The central area, sacred home to the original tribe, had been kept free to act as a place of worship and assembly. The small wooden temple, dedicated to the Earth God, Dagda, held the treasures of the tribe, much increased, it seemed, through the new chieftain’s efforts. The Greeks who traded with Brennos told of gold and silver objects set with precious stones, fetched out at all the festivals of the Celtic faith and placed around the altar. This, a circular stone, stood above the spring that gushed out of the earth, providing a source of water that could not be plugged from outside. Brennos anticipated a siege, since he paid as much attention to husbandry as he did to his defences. As recent nomads, the Celts were inclined to rear livestock to the exclusion of all other staples; he had them plough the earth to plant wheat, driving the men to work as well as the women. Great storehouses had been scooped out of the formidable rock, to hold the grain that would be necessary to withstand an attack.

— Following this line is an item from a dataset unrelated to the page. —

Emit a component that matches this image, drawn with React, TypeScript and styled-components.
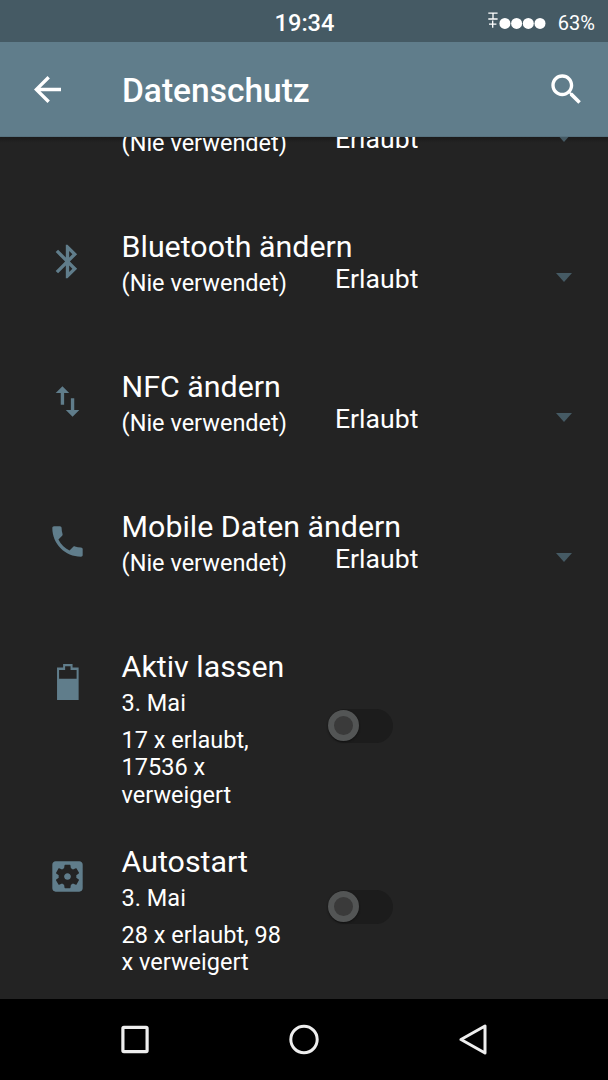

His wife, Cara, was certainly fertile, giving birth annually, and for all that he had seen off the sons and heirs to the leadership of the tribe, his wife had a string of cousins and nephews, so that his personal household had grown to include the male members of that extended family, who acted as his bodyguards. Lucius stopped reading for a moment, his mind playing on an idea. Brennos was certainly dangerous; he encouraged other tribes to revolt, backed them with men, then broke off his support for the insurrection as soon as the Romans gathered in strength to oppose it. That left his clients exposed. Even the Lusitani, hitherto cautious of troubling Rome, had taken to carrying out pirate raids on both sides of the Pillars of Hercules with their small galleys. Given their strength and location, that was something to which Rome found it difficult to respond.

Perhaps the way to deal with Brennos was to emulate his own rise to prominence; to encourage another male member of the tribe to supplant him, either by subterfuge or force. Lucius expected little from other chieftains. Those tribes closest to him who were not actually under his heel treated him with respect, even if they failed to acknowledge his leadership. The same men who gave Rome information about the Duncani provided them with intelligence about their neighbours. If anything, the reports coming out of these encampments were even more specific. Brennos was given to predicting that one day they would succumb to him, not through fear but through respect.

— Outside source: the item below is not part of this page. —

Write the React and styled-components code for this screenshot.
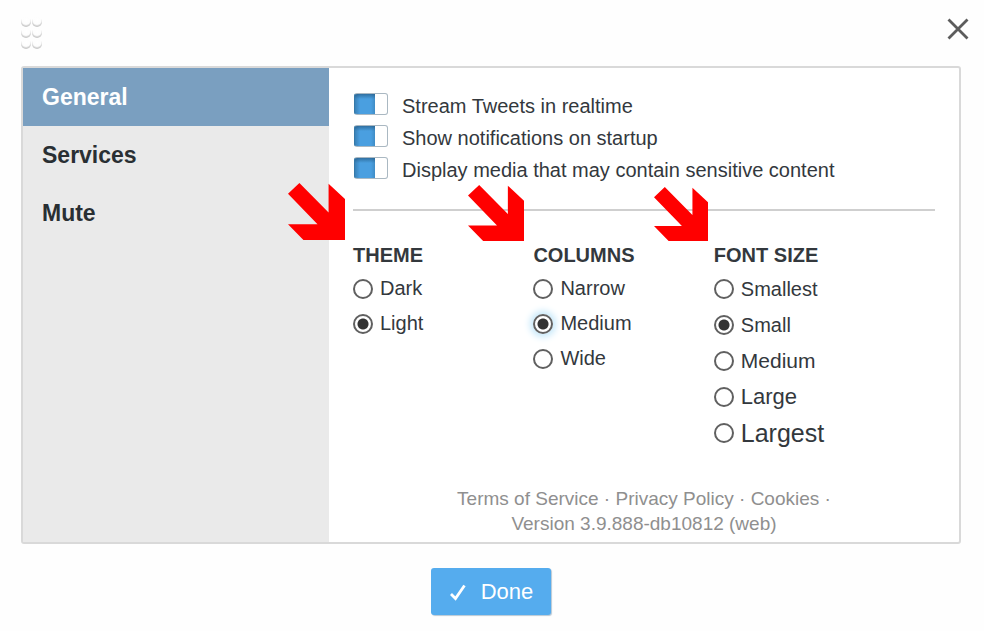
import { useState } from 'react';
import styled, { createGlobalStyle } from 'styled-components';

const tabs = ['General', 'Services', 'Mute'];

const switches = [
    { id: 'stream', label: 'Stream Tweets in realtime' },
    { id: 'notifications', label: 'Show notifications on startup' },
    { id: 'media', label: 'Display media that may contain sensitive content' },
];

const groups = [
    {
        name: 'theme',
        title: 'THEME',
        selected: 'Light',
        rowHeight: 35,
        arrow: { left: -65, top: -88, size: 57 },
        options: [{ label: 'Dark' }, { label: 'Light' }],
    },
    {
        name: 'columns',
        title: 'COLUMNS',
        selected: 'Medium',
        rowHeight: 35,
        arrow: { left: -65, top: -86, size: 56 },
        options: [{ label: 'Narrow' }, { label: 'Medium', glow: true }, { label: 'Wide' }],
    },
    {
        name: 'font-size',
        title: 'FONT SIZE',
        selected: 'Small',
        rowHeight: 36,
        arrow: { left: -60, top: -84, size: 54 },
        options: [
            { label: 'Smallest' },
            { label: 'Small' },
            { label: 'Medium', size: 21 },
            { label: 'Large', size: 22 },
            { label: 'Largest', size: 25 },
        ],
    },
];

const Grip = () => (
    <svg width="24" height="36" viewBox="0 0 24 36" aria-hidden="true">
        <defs>
            <radialGradient id="ball" cx="50%" cy="34%" r="66%">
                <stop offset="0%" stopColor="#fff" />
                <stop offset="60%" stopColor="#fdfdfd" />
                <stop offset="84%" stopColor="#cfcfcf" />
                <stop offset="100%" stopColor="#c4c4c4" />
            </radialGradient>
            <filter id="soft">
                <feGaussianBlur stdDeviation="0.5" />
            </filter>
        </defs>
        {[7, 18, 29].map((y) => [5, 16].map((x) => (
            <circle key={`${x}-${y}`} cx={x} cy={y} r="5" fill="url(#ball)" filter="url(#soft)" />
        )))}
    </svg>
);

const RadioGroup = ({ name, title, selected, rowHeight, arrow, options }) => {
    const [value, setValue] = useState(selected);

    return (
        <Group>
            <Legend>{title}</Legend>
            {options.map(({ label, size, glow }) => (
                <Option key={label} $height={rowHeight} $size={size}>
                    <Radio
                        type="radio"
                        name={name}
                        checked={value === label}
                        onChange={() => setValue(label)}
                        $glow={glow}
                    />
                    {label}
                </Option>
            ))}
            <Arrow viewBox="0 0 170 170" $left={arrow.left} $top={arrow.top} $size={arrow.size} aria-hidden="true">
                <polygon points="0,32 34,0 121,88 121,2 170,48 170,170 46,170 0,123 88,123" fill="#f00" />
            </Arrow>
        </Group>
    );
};

const App = () => {
    const [tab, setTab] = useState('General');

    return (
        <Dialog>
            <GlobalStyle />
            <Header>
                <Grip />
                <CloseButton type="button" aria-label="Close">
                    <svg width="22" height="22" viewBox="0 0 22 22">
                        <path d="M1.5 1.5L20.5 20.5M20.5 1.5L1.5 20.5" stroke="#5c5c5c" strokeWidth="2.8" />
                    </svg>
                </CloseButton>
            </Header>
            <Panel>
                <Nav>
                    {tabs.map((name) => (
                        <Tab key={name} type="button" $active={name === tab} onClick={() => setTab(name)}>
                            {name}
                        </Tab>
                    ))}
                </Nav>
                <Content>
                    {switches.map(({ id, label }) => (
                        <SwitchRow key={id}>
                            <Switch type="checkbox" id={id} defaultChecked />
                            <label htmlFor={id}>{label}</label>
                        </SwitchRow>
                    ))}
                    <Divider />
                    <Groups>
                        {groups.map((group) => <RadioGroup key={group.name} {...group} />)}
                    </Groups>
                    <Legal>
                        <a href="#terms">Terms of Service</a> · <a href="#privacy">Privacy Policy</a> · <a href="#cookies">Cookies</a> ·
                        <br />
                        Version 3.9.888-db10812 (web)
                    </Legal>
                </Content>
            </Panel>
            <Footer>
                <DoneButton type="button">
                    <svg width="18" height="18" viewBox="0 0 18 18" aria-hidden="true">
                        <path d="M2 11L6.5 15.5L15.5 2.5" fill="none" stroke="#fff" strokeWidth="2.8" />
                    </svg>
                    Done
                </DoneButton>
            </Footer>
        </Dialog>
    );
};

const GlobalStyle = createGlobalStyle`
    * {
        box-sizing: border-box;
    }

    body {
        margin: 0;
        background: #fefefe;
        color: #33383d;
        font-family: "Liberation Sans", Arial, sans-serif;
        font-size: 20px;
    }

    button, input {
        font: inherit;
    }
`;

const Dialog = styled.div`
    padding: 0 23px 0 21px;
`;

const Header = styled.header`
    display: flex;
    justify-content: space-between;
    align-items: flex-start;
    height: 66px;
    padding-top: 15px;
`;

const CloseButton = styled.button`
    display: flex;
    margin: 3px -8px 0 0;
    padding: 0;
    border: 0;
    background: none;
    cursor: pointer;
`;

const Panel = styled.main`
    display: flex;
    border: 2px solid #d9d9d9;
    border-radius: 3px;
    background: #fff;
`;

const Nav = styled.nav`
    flex: 0 0 306px;
    background: #eaeaea;
`;

const Tab = styled.button`
    display: block;
    width: 100%;
    height: 58px;
    padding: 0 19px;
    border: 0;
    background: ${(props) => (props.$active ? '#7a9fc0' : 'transparent')};
    color: ${(props) => (props.$active ? '#fff' : '#292f33')};
    font-size: 23px;
    font-weight: bold;
    text-align: left;
    cursor: pointer;
`;

const Content = styled.section`
    flex: 1;
    padding: 22px 24px 6px;
`;

const SwitchRow = styled.div`
    display: flex;
    gap: 14px;
    padding-left: 1px;
    line-height: 32px;
`;

const Switch = styled.input`
    appearance: none;
    flex: none;
    width: 34px;
    height: 22px;
    margin: 3px 0 0;
    border: 1px solid #aab8c2;
    border-radius: 3px;
    background: #fff;
    cursor: pointer;

    &:checked {
        border-left-color: #3579a9;
        background:
            linear-gradient(to bottom, rgba(30, 80, 120, 0.6), transparent 5px) 0 0 / 20px 100% no-repeat,
            linear-gradient(to right, #3a82b8, #4a9fe0 5px, #4a9fe0 16px, #3f8cc5 20px) 0 0 / 20px 100% no-repeat,
            #fff;
    }
`;

const Divider = styled.hr`
    height: 2px;
    margin: 23px 0 28px;
    border: 0;
    background: #cfcfcf;
`;

const Groups = styled.div`
    display: grid;
    grid-template-columns: repeat(3, 31%);
`;

const Group = styled.fieldset`
    position: relative;
    min-width: 0;
    margin: 0;
    padding: 0;
    border: 0;
`;

const Legend = styled.legend`
    padding: 0;
    font-weight: bold;
    line-height: 32px;
`;

const Option = styled.label`
    display: flex;
    align-items: center;
    gap: 7px;
    height: ${(props) => props.$height}px;
    font-size: ${(props) => props.$size || 20}px;
`;

const Radio = styled.input`
    appearance: none;
    flex: none;
    width: 20px;
    height: 20px;
    margin: 0;
    border: 2px solid #606060;
    border-radius: 50%;
    background: #fff;
    box-shadow: ${(props) => (props.$glow ? '0 0 7px 3px #c4e7f9' : 'none')};

    &:checked {
        background: radial-gradient(circle, #333 5px, #fff 6px);
    }
`;

const Arrow = styled.svg`
    position: absolute;
    left: ${(props) => props.$left}px;
    top: ${(props) => props.$top}px;
    width: ${(props) => props.$size}px;
    height: ${(props) => props.$size}px;
`;

const Legal = styled.p`
    margin: 35px 0 0;
    color: #8f8f8f;
    font-size: 19px;
    line-height: 25px;
    text-align: center;

    a {
        color: inherit;
        text-decoration: none;
    }
`;

const Footer = styled.footer`
    display: flex;
    justify-content: center;
    padding: 24px 0 16px;
`;

const DoneButton = styled.button`
    display: flex;
    align-items: center;
    gap: 14px;
    height: 47px;
    padding: 0 18px;
    border: 0;
    border-radius: 3px;
    background: #55acee;
    box-shadow: 1px 1px 1px #b9c8d4;
    color: #fff;
    font-size: 22px;
    cursor: pointer;
`;

export default App;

Masugori, one tribal chieftain who had made and kept his peace with Rome, was quite open about his neighbour’s aims. The Duncani chieftain claimed that all he needed was a Roman army, with a general foolish enough and greedy enough to venture far beyond the limits of Latin power. Once they had been lured into the forbidding interior fastness of high plateaus and deep valleys, Brennos could inflict on them certain destruction. Let the fame and wealth of Numantia spread across the Iberian Peninsula; let it be known that there was another power as great as the Roman Republic.

He laid aside the scroll with a grim smile; everything that Brennos did to create a war fell flat. It must seem, to him, like lethargy, but it was quite the opposite. It was sound tactical sense for an empire which had time on its side. Yes, Rome would fight the tribes closest to them, in response to the raids he initiated, and reduce them till their only hope of survival was to sue for peace, but they would not come inland to attack him or any of the other hill-forts, like Pallentia, which they would be bound to consider a threat to their communications. The thought he had had earlier was fully formed now; in the absence of an enemy to fight, let the people of Numantia, with a little encouragement from Rome, indulge in intrigue, directed at the only source of power, Brennos himself!